Leave out any pictures and transcribe all other data below exactly.

%%

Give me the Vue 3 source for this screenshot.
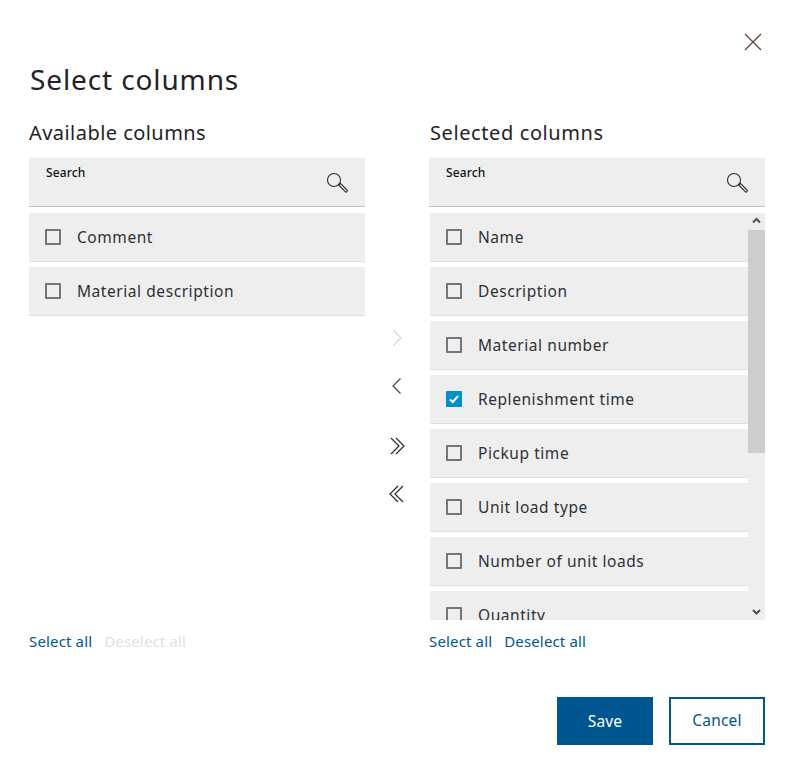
<template>
  <div class="dialog">
    <div class="close-row">
      <button class="icon-btn close">
        <svg width="18" height="18" viewBox="0 0 18 18"><path d="M1 1l16 16M17 1L1 17" class="line" /></svg>
      </button>
    </div>
    <h1 class="title">Select columns</h1>

    <div class="columns">
      <section class="col">
        <h2 class="col-title">Available columns</h2>
        <div class="search">
          <span class="search-label">Search</span>
          <svg class="search-icon" width="24" height="24" viewBox="0 0 24 24">
            <circle cx="9" cy="9" r="6.5" class="lens" />
            <path d="M13.5 14l2-1.5 6.5 6.5c.6.6.5 1.200 0 1.700s-1.100.6-1.700 0z" class="lens" />
          </svg>
        </div>
        <div class="list-wrap">
          <ul class="list">
            <li v-for="item in available" :key="item" class="item">
              <span class="check"></span>
              <span>{{ item }}</span>
            </li>
          </ul>
        </div>
        <div class="links">
          <a class="link">Select all</a>
          <a class="link disabled">Deselect all</a>
        </div>
      </section>

      <div class="moves">
        <button class="icon-btn move">
          <svg width="16" height="20" viewBox="0 0 16 20"><path d="M4.500 2.500l7.500 7.500-7.500 7.500" class="line off" /></svg>
        </button>
        <button class="icon-btn move">
          <svg width="16" height="20" viewBox="0 0 16 20"><path d="M11.500 2.500L4 10l7.500 7.500" class="line" /></svg>
        </button>
        <button class="icon-btn move gap">
          <svg width="16" height="20" viewBox="0 0 16 20"><path d="M2 2l8 8-8 8M7 2l8 8-8 8" class="line dark" /></svg>
        </button>
        <button class="icon-btn move">
          <svg width="16" height="20" viewBox="0 0 16 20"><path d="M14 2l-8 8 8 8M9 2l-8 8 8 8" class="line dark" /></svg>
        </button>
      </div>

      <section class="col">
        <h2 class="col-title shifted">Selected columns</h2>
        <div class="search">
          <span class="search-label">Search</span>
          <svg class="search-icon" width="24" height="24" viewBox="0 0 24 24">
            <circle cx="9" cy="9" r="6.5" class="lens" />
            <path d="M13.5 14l2-1.5 6.500 6.500c.6.6.5 1.200 0 1.700s-1.100.6-1.700 0z" class="lens" />
          </svg>
        </div>
        <div class="list-wrap scrolled">
          <ul class="list">
            <li v-for="item in selected" :key="item.name" class="item">
              <span class="check" :class="{ on: item.checked }">
                <svg v-if="item.checked" width="12" height="12" viewBox="0 0 12 12"><path d="M2 6.500l2.800 2.500L10 3" class="tick" /></svg>
              </span>
              <span>{{ item.name }}</span>
            </li>
          </ul>
          <div class="scrollbar">
            <svg class="arrow" width="17" height="17" viewBox="0 0 17 17"><path d="M5 9.500l3.500-3.500 3.500 3.500" class="arrow-line" /></svg>
            <div class="thumb"></div>
            <svg class="arrow bottom" width="17" height="17" viewBox="0 0 17 17"><path d="M5 7l3.500 3.500L12 7" class="arrow-line" /></svg>
          </div>
        </div>
        <div class="links">
          <a class="link">Select all</a>
          <a class="link">Deselect all</a>
        </div>
      </section>
    </div>

    <div class="footer">
      <button class="btn primary">Save</button>
      <button class="btn secondary">Cancel</button>
    </div>
  </div>
</template>

<script setup>
const available = ['Comment', 'Material description']

const selected = [
  { name: 'Name' },
  { name: 'Description' },
  { name: 'Material number' },
  { name: 'Replenishment time', checked: true },
  { name: 'Pickup time' },
  { name: 'Unit load type' },
  { name: 'Number of unit loads' },
  { name: 'Quantity' }
]
</script>

<style scoped>
.dialog {
  width: 792px;
  height: 773px;
  box-sizing: border-box;
  padding: 33px 27px 0 29px;
  background: #fff;
  font-family: "Noto Sans", "Open Sans", sans-serif;
  color: #1f2226;
}

.close-row {
  display: flex;
  justify-content: flex-end;
  height: 18px;
}

.icon-btn {
  padding: 0;
  border: 0;
  background: none;
  display: flex;
  align-items: center;
  justify-content: center;
}

.close {
  margin-right: 3px;
  width: 18px;
  height: 18px;
}

.line {
  fill: none;
  stroke: #5a4436;
  stroke-width: 1.2;
}

.line.off {
  stroke: #d6d6d6;
}

.line.dark {
  stroke: #2a2a33;
}

.title {
  margin: 10px 0 0 1px;
  font-size: 28px;
  line-height: 36px;
  font-weight: 400;
  letter-spacing: 0.88px;
}

.columns {
  display: grid;
  grid-template-columns: 336px 64px 336px;
  margin-top: 23px;
}

.col-title {
  margin: 0;
  font-size: 20px;
  line-height: 26px;
  font-weight: 400;
  letter-spacing: 0.45px;
}

.col-title.shifted {
  margin-left: 1px;
  letter-spacing: 0.6px;
}

.search {
  position: relative;
  height: 49px;
  box-sizing: border-box;
  margin-top: 12px;
  padding: 7px 17px;
  background: #eeeeee;
  border-bottom: 1px solid #bfc0c2;
}

.search-label {
  display: block;
  font-size: 12px;
  line-height: 16px;
  font-weight: 500;
  letter-spacing: 0.15px;
  color: #111;
}

.search-icon {
  position: absolute;
  top: 13px;
  right: 16px;
}

.lens {
  fill: none;
  stroke: #2a2d30;
  stroke-width: 1.1;
}

.list-wrap {
  display: flex;
  height: 407px;
  margin-top: 6px;
  overflow: hidden;
}

.list {
  flex: 1;
  min-width: 0;
  margin: 0;
  padding: 0;
  list-style: none;
}

.item {
  display: flex;
  align-items: center;
  gap: 16px;
  height: 49px;
  box-sizing: border-box;
  margin-bottom: 5px;
  padding-left: 16px;
  background: #eeeeee;
  border-bottom: 1px solid #dfdfe0;
  font-size: 15.5px;
  letter-spacing: 0.56px;
  color: #2e3236;
}

.scrolled .item {
  margin-left: 1px;
}

.check {
  flex: none;
  display: flex;
  align-items: center;
  justify-content: center;
  width: 16px;
  height: 16px;
  box-sizing: border-box;
  border: 2px solid #71767c;
  border-radius: 1px;
}

.check.on {
  border-color: #008ecf;
  background: #008ecf;
}

.tick {
  fill: none;
  stroke: #fff;
  stroke-width: 2;
}

.scrollbar {
  position: relative;
  flex: none;
  width: 17px;
  background: #eeeeee;
  padding-top: 17px;
  box-sizing: border-box;
}

.arrow {
  position: absolute;
  top: 0;
  left: 0;
}

.arrow.bottom {
  top: auto;
  bottom: 0;
}

.arrow-line {
  fill: none;
  stroke: #505050;
  stroke-width: 2;
}

.thumb {
  height: 223px;
  background: #cdcdcd;
}

.links {
  display: flex;
  gap: 12px;
  margin-top: 12px;
  font-size: 15px;
  line-height: 19px;
  letter-spacing: 0.15px;
}

.link {
  color: #005691;
}

.link.disabled {
  color: #dfdfe0;
}

.moves {
  display: flex;
  flex-direction: column;
  align-items: center;
  padding-top: 194px;
}

.move {
  width: 32px;
  height: 48px;
}

.move.gap {
  margin-top: 12px;
}

.footer {
  display: flex;
  justify-content: flex-end;
  gap: 16px;
  margin-top: 46px;
}

.btn {
  width: 96px;
  height: 48px;
  box-sizing: border-box;
  font-family: inherit;
  font-size: 15.5px;
  letter-spacing: 0.2px;
}

.primary {
  border: 0;
  background: #005691;
  color: #fff;
}

.secondary {
  border: 2px solid #005691;
  padding-bottom: 4px;
  background: #fff;
  color: #005691;
}
</style>

<style>
html,
body {
  margin: 0;
  background: #fff;
}
</style>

%%

## [Written response]
Give me the Vue 3 source for this screenshot.
<template>
  <div class="dialog">
    <div class="close-row">
      <button class="icon-btn close">
        <svg width="18" height="18" viewBox="0 0 18 18"><path d="M1 1l16 16M17 1L1 17" class="line" /></svg>
      </button>
    </div>
    <h1 class="title">Select columns</h1>

    <div class="columns">
      <section class="col">
        <h2 class="col-title">Available columns</h2>
        <div class="search">
          <span class="search-label">Search</span>
          <svg class="search-icon" width="24" height="24" viewBox="0 0 24 24">
            <circle cx="9" cy="9" r="6.5" class="lens" />
            <path d="M13.5 14l2-1.5 6.5 6.5c.6.6.5 1.200 0 1.700s-1.100.6-1.700 0z" class="lens" />
          </svg>
        </div>
        <div class="list-wrap">
          <ul class="list">
            <li v-for="item in available" :key="item" class="item">
              <span class="check"></span>
              <span>{{ item }}</span>
            </li>
          </ul>
        </div>
        <div class="links">
          <a class="link">Select all</a>
          <a class="link disabled">Deselect all</a>
        </div>
      </section>

      <div class="moves">
        <button class="icon-btn move">
          <svg width="16" height="20" viewBox="0 0 16 20"><path d="M4.500 2.500l7.500 7.500-7.500 7.500" class="line off" /></svg>
        </button>
        <button class="icon-btn move">
          <svg width="16" height="20" viewBox="0 0 16 20"><path d="M11.500 2.500L4 10l7.500 7.500" class="line" /></svg>
        </button>
        <button class="icon-btn move gap">
          <svg width="16" height="20" viewBox="0 0 16 20"><path d="M2 2l8 8-8 8M7 2l8 8-8 8" class="line dark" /></svg>
        </button>
        <button class="icon-btn move">
          <svg width="16" height="20" viewBox="0 0 16 20"><path d="M14 2l-8 8 8 8M9 2l-8 8 8 8" class="line dark" /></svg>
        </button>
      </div>

      <section class="col">
        <h2 class="col-title shifted">Selected columns</h2>
        <div class="search">
          <span class="search-label">Search</span>
          <svg class="search-icon" width="24" height="24" viewBox="0 0 24 24">
            <circle cx="9" cy="9" r="6.5" class="lens" />
            <path d="M13.5 14l2-1.5 6.500 6.500c.6.6.5 1.200 0 1.700s-1.100.6-1.700 0z" class="lens" />
          </svg>
        </div>
        <div class="list-wrap scrolled">
          <ul class="list">
            <li v-for="item in selected" :key="item.name" class="item">
              <span class="check" :class="{ on: item.checked }">
                <svg v-if="item.checked" width="12" height="12" viewBox="0 0 12 12"><path d="M2 6.500l2.800 2.500L10 3" class="tick" /></svg>
              </span>
              <span>{{ item.name }}</span>
            </li>
          </ul>
          <div class="scrollbar">
            <svg class="arrow" width="17" height="17" viewBox="0 0 17 17"><path d="M5 9.500l3.500-3.500 3.500 3.500" class="arrow-line" /></svg>
            <div class="thumb"></div>
            <svg class="arrow bottom" width="17" height="17" viewBox="0 0 17 17"><path d="M5 7l3.500 3.500L12 7" class="arrow-line" /></svg>
          </div>
        </div>
        <div class="links">
          <a class="link">Select all</a>
          <a class="link">Deselect all</a>
        </div>
      </section>
    </div>

    <div class="footer">
      <button class="btn primary">Save</button>
      <button class="btn secondary">Cancel</button>
    </div>
  </div>
</template>

<script setup>
const available = ['Comment', 'Material description']

const selected = [
  { name: 'Name' },
  { name: 'Description' },
  { name: 'Material number' },
  { name: 'Replenishment time', checked: true },
  { name: 'Pickup time' },
  { name: 'Unit load type' },
  { name: 'Number of unit loads' },
  { name: 'Quantity' }
]
</script>

<style scoped>
.dialog {
  width: 792px;
  height: 773px;
  box-sizing: border-box;
  padding: 33px 27px 0 29px;
  background: #fff;
  font-family: "Noto Sans", "Open Sans", sans-serif;
  color: #1f2226;
}

.close-row {
  display: flex;
  justify-content: flex-end;
  height: 18px;
}

.icon-btn {
  padding: 0;
  border: 0;
  background: none;
  display: flex;
  align-items: center;
  justify-content: center;
}

.close {
  margin-right: 3px;
  width: 18px;
  height: 18px;
}

.line {
  fill: none;
  stroke: #5a4436;
  stroke-width: 1.2;
}

.line.off {
  stroke: #d6d6d6;
}

.line.dark {
  stroke: #2a2a33;
}

.title {
  margin: 10px 0 0 1px;
  font-size: 28px;
  line-height: 36px;
  font-weight: 400;
  letter-spacing: 0.88px;
}

.columns {
  display: grid;
  grid-template-columns: 336px 64px 336px;
  margin-top: 23px;
}

.col-title {
  margin: 0;
  font-size: 20px;
  line-height: 26px;
  font-weight: 400;
  letter-spacing: 0.45px;
}

.col-title.shifted {
  margin-left: 1px;
  letter-spacing: 0.6px;
}

.search {
  position: relative;
  height: 49px;
  box-sizing: border-box;
  margin-top: 12px;
  padding: 7px 17px;
  background: #eeeeee;
  border-bottom: 1px solid #bfc0c2;
}

.search-label {
  display: block;
  font-size: 12px;
  line-height: 16px;
  font-weight: 500;
  letter-spacing: 0.15px;
  color: #111;
}

.search-icon {
  position: absolute;
  top: 13px;
  right: 16px;
}

.lens {
  fill: none;
  stroke: #2a2d30;
  stroke-width: 1.1;
}

.list-wrap {
  display: flex;
  height: 407px;
  margin-top: 6px;
  overflow: hidden;
}

.list {
  flex: 1;
  min-width: 0;
  margin: 0;
  padding: 0;
  list-style: none;
}

.item {
  display: flex;
  align-items: center;
  gap: 16px;
  height: 49px;
  box-sizing: border-box;
  margin-bottom: 5px;
  padding-left: 16px;
  background: #eeeeee;
  border-bottom: 1px solid #dfdfe0;
  font-size: 15.5px;
  letter-spacing: 0.56px;
  color: #2e3236;
}

.scrolled .item {
  margin-left: 1px;
}

.check {
  flex: none;
  display: flex;
  align-items: center;
  justify-content: center;
  width: 16px;
  height: 16px;
  box-sizing: border-box;
  border: 2px solid #71767c;
  border-radius: 1px;
}

.check.on {
  border-color: #008ecf;
  background: #008ecf;
}

.tick {
  fill: none;
  stroke: #fff;
  stroke-width: 2;
}

.scrollbar {
  position: relative;
  flex: none;
  width: 17px;
  background: #eeeeee;
  padding-top: 17px;
  box-sizing: border-box;
}

.arrow {
  position: absolute;
  top: 0;
  left: 0;
}

.arrow.bottom {
  top: auto;
  bottom: 0;
}

.arrow-line {
  fill: none;
  stroke: #505050;
  stroke-width: 2;
}

.thumb {
  height: 223px;
  background: #cdcdcd;
}

.links {
  display: flex;
  gap: 12px;
  margin-top: 12px;
  font-size: 15px;
  line-height: 19px;
  letter-spacing: 0.15px;
}

.link {
  color: #005691;
}

.link.disabled {
  color: #dfdfe0;
}

.moves {
  display: flex;
  flex-direction: column;
  align-items: center;
  padding-top: 194px;
}

.move {
  width: 32px;
  height: 48px;
}

.move.gap {
  margin-top: 12px;
}

.footer {
  display: flex;
  justify-content: flex-end;
  gap: 16px;
  margin-top: 46px;
}

.btn {
  width: 96px;
  height: 48px;
  box-sizing: border-box;
  font-family: inherit;
  font-size: 15.5px;
  letter-spacing: 0.2px;
}

.primary {
  border: 0;
  background: #005691;
  color: #fff;
}

.secondary {
  border: 2px solid #005691;
  padding-bottom: 4px;
  background: #fff;
  color: #005691;
}
</style>

<style>
html,
body {
  margin: 0;
  background: #fff;
}
</style>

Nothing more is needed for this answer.